- **What to work on**: Identify the lines containing the word "with". Copy each one.

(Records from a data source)
** START **
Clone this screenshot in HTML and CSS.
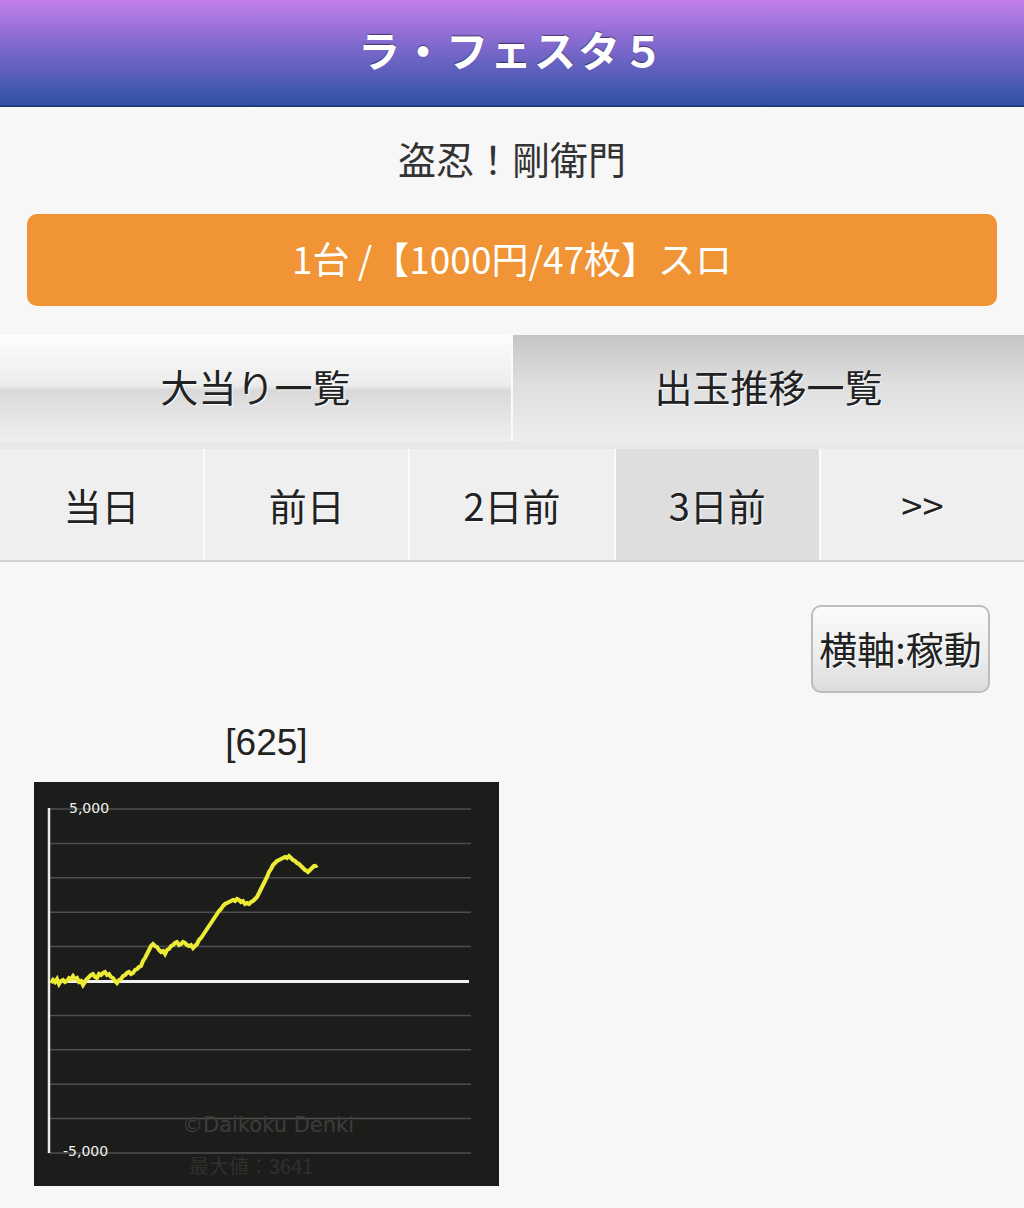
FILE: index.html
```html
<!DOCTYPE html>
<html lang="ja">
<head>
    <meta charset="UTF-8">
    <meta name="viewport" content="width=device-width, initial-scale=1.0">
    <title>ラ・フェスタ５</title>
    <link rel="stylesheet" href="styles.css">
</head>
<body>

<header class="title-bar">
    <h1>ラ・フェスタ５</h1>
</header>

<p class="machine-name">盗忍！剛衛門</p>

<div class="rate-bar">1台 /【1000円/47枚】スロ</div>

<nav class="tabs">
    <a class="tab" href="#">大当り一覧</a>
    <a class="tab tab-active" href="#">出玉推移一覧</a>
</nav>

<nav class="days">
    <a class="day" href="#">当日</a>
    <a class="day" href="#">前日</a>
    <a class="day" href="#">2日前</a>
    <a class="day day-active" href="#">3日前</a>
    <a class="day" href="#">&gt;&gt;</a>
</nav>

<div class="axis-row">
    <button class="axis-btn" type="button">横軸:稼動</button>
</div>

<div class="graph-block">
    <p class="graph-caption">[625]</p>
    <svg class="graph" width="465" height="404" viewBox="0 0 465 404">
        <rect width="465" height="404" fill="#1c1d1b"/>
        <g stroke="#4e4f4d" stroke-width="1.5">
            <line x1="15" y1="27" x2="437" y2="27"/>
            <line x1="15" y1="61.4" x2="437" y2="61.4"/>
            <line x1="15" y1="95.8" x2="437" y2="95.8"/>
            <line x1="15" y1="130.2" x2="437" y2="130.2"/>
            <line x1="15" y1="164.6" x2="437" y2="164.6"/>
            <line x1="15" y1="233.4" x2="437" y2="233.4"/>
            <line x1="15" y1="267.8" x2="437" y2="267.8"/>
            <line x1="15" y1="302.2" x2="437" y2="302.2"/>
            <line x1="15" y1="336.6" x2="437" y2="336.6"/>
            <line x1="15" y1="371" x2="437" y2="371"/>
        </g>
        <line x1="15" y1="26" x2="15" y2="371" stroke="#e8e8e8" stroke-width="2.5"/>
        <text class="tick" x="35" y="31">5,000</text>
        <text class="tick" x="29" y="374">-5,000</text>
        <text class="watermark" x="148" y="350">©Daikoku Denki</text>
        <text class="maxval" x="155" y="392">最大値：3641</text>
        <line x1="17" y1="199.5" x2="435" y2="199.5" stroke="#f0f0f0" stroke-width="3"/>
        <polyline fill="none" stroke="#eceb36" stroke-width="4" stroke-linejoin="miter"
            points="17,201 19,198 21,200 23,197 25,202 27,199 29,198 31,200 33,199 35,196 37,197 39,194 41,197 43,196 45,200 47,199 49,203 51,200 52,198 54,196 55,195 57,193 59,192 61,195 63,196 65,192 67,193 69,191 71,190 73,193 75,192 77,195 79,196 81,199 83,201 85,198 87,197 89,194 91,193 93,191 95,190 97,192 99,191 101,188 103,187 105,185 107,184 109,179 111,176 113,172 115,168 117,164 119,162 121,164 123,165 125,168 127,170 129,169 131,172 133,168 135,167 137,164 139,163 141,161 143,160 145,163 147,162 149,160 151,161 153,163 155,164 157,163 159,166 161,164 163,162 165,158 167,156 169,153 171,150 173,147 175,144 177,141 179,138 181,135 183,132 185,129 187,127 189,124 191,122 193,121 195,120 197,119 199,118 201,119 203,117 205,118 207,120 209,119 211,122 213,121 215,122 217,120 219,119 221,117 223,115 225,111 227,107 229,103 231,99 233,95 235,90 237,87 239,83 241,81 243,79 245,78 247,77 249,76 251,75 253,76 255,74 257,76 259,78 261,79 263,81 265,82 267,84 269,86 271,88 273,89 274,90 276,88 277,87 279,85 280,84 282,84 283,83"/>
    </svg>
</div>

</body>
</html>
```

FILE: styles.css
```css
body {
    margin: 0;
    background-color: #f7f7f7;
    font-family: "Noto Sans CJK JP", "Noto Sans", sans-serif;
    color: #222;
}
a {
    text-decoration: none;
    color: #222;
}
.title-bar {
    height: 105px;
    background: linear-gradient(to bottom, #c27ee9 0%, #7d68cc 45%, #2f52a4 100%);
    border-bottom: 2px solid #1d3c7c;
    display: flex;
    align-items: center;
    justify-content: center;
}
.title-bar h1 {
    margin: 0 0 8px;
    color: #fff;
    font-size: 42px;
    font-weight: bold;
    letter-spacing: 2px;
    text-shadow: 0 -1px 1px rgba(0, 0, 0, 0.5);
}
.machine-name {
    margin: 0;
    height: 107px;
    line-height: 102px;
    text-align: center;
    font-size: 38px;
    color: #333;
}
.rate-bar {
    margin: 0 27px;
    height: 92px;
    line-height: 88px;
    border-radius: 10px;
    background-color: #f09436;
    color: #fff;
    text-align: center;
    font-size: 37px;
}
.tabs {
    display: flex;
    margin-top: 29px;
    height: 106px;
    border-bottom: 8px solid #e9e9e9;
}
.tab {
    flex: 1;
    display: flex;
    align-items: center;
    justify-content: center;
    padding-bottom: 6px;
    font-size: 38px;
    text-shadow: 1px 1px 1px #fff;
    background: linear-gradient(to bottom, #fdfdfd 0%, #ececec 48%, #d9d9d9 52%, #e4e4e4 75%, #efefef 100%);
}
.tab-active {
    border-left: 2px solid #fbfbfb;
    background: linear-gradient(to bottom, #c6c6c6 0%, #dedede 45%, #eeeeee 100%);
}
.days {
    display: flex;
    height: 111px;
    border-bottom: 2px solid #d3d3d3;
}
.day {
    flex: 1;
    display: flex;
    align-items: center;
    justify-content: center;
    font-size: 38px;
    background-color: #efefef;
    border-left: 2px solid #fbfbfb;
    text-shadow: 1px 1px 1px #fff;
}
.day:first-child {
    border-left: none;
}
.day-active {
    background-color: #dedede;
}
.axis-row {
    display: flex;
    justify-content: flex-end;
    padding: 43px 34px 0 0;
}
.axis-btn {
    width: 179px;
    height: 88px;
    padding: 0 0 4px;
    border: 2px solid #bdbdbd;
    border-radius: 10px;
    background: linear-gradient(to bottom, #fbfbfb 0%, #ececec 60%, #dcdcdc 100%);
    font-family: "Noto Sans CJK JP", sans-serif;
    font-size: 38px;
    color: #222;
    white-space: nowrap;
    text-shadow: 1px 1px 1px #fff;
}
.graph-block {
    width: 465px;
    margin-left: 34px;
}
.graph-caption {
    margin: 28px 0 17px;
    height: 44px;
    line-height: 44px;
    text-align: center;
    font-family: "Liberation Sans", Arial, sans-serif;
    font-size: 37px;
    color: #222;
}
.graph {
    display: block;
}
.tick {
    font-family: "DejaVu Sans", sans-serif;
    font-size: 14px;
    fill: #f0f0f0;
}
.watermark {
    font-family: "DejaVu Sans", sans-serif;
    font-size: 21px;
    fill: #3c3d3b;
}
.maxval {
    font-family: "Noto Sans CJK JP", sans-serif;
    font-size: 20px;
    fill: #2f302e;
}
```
** END **
** START **
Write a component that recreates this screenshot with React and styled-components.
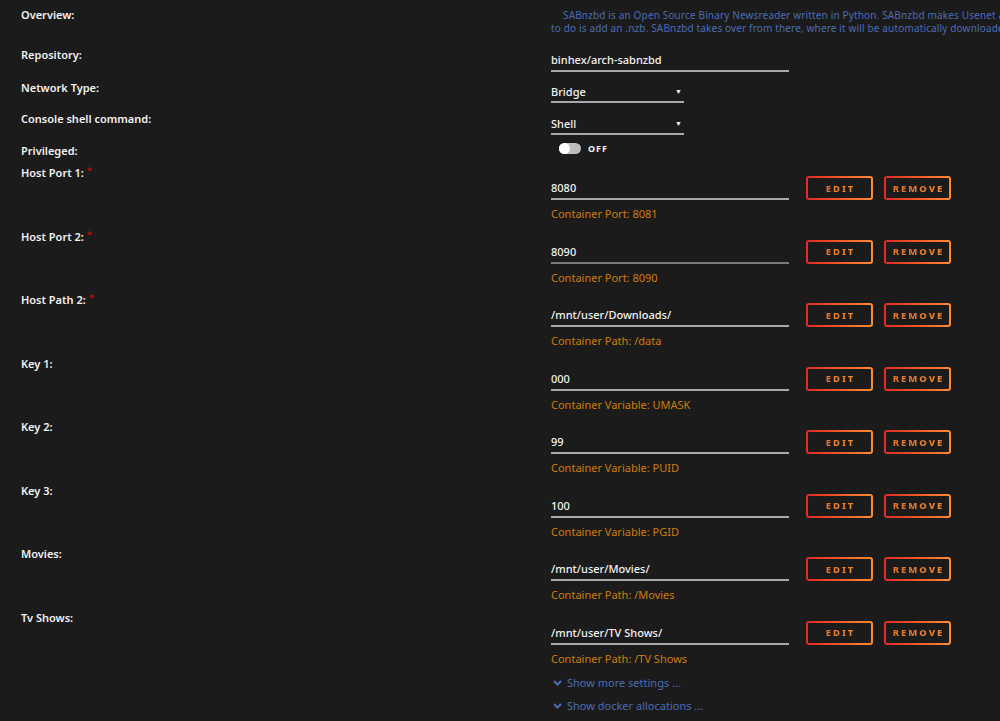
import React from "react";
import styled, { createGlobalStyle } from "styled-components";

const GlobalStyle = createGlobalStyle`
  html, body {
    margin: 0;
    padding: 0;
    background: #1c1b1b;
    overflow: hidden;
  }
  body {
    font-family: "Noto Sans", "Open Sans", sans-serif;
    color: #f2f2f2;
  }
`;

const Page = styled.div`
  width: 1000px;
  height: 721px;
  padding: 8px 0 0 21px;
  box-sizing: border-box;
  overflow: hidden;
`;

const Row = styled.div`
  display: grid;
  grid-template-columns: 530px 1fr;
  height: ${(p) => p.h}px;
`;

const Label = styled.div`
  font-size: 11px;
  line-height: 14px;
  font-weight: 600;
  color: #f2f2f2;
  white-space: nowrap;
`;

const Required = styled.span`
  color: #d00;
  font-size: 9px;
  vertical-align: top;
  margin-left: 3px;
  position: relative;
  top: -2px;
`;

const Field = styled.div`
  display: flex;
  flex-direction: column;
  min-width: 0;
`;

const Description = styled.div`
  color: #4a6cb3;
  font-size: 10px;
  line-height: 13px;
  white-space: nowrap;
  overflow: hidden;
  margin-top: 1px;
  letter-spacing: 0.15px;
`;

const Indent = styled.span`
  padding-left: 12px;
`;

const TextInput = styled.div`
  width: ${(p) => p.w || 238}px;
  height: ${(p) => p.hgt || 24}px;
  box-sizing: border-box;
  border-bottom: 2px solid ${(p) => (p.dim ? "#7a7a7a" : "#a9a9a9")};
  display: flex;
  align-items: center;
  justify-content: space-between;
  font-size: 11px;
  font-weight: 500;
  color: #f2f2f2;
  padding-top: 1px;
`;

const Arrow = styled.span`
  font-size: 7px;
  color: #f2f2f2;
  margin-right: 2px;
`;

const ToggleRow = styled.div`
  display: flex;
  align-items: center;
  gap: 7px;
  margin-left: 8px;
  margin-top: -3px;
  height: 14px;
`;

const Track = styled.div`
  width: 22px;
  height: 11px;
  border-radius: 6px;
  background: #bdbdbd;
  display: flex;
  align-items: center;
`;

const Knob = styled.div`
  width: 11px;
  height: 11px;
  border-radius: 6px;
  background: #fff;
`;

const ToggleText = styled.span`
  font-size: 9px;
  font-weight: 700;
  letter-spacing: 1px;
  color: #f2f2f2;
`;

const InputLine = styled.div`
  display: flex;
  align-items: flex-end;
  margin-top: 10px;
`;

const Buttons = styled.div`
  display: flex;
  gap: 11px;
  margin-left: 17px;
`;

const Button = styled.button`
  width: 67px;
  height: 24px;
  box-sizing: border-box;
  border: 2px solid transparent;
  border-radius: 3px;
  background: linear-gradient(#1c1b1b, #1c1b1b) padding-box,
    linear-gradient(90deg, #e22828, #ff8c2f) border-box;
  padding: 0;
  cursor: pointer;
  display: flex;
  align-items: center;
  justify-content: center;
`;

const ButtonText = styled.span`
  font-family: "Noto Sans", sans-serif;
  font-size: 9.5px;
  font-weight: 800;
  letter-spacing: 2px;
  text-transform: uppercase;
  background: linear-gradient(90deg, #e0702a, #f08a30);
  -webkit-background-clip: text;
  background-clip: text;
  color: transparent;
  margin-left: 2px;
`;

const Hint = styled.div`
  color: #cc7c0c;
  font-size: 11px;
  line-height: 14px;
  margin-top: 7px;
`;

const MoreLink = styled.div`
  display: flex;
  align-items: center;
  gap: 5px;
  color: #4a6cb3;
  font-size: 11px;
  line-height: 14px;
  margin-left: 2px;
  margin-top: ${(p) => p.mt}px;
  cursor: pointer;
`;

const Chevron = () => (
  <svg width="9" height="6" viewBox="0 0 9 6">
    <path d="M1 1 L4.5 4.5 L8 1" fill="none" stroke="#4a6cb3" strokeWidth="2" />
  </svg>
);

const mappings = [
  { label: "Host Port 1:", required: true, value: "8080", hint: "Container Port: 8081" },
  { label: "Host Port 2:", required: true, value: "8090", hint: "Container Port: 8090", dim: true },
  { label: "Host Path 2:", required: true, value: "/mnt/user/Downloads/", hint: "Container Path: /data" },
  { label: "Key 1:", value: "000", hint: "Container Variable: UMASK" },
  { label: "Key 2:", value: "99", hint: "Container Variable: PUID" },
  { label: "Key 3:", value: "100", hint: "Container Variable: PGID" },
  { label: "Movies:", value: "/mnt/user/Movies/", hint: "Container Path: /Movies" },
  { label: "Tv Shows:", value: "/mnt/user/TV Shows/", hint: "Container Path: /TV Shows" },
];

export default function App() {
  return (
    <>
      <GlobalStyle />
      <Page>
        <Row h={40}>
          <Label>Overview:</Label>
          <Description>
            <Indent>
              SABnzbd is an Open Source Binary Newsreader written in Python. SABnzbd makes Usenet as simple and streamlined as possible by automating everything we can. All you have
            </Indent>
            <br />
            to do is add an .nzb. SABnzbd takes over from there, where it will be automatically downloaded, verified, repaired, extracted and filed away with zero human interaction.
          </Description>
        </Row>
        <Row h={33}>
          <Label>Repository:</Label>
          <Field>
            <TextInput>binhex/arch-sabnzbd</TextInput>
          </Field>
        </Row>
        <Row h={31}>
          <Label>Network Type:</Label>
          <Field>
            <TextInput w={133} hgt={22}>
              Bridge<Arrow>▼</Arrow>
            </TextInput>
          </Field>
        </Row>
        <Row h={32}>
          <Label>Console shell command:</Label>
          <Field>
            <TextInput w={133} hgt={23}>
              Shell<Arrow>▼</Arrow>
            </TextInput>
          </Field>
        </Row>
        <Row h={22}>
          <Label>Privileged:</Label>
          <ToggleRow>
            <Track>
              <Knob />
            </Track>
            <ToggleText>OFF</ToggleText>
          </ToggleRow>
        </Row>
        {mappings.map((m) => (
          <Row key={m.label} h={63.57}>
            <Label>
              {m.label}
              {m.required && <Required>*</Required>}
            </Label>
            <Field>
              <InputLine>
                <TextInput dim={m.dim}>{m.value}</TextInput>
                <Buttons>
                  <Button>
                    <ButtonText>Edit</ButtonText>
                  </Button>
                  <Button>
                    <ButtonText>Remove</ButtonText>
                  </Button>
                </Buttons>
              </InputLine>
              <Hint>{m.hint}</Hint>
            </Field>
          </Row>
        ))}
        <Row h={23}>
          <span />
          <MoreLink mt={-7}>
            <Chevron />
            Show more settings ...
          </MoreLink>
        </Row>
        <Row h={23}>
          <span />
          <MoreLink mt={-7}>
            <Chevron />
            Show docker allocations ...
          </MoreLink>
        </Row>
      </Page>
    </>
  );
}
** END **
- **Task result**:
Write a component that recreates this screenshot with React and styled-components.
            to do is add an .nzb. SABnzbd takes over from there, where it will be automatically downloaded, verified, repaired, extracted and filed away with zero human interaction.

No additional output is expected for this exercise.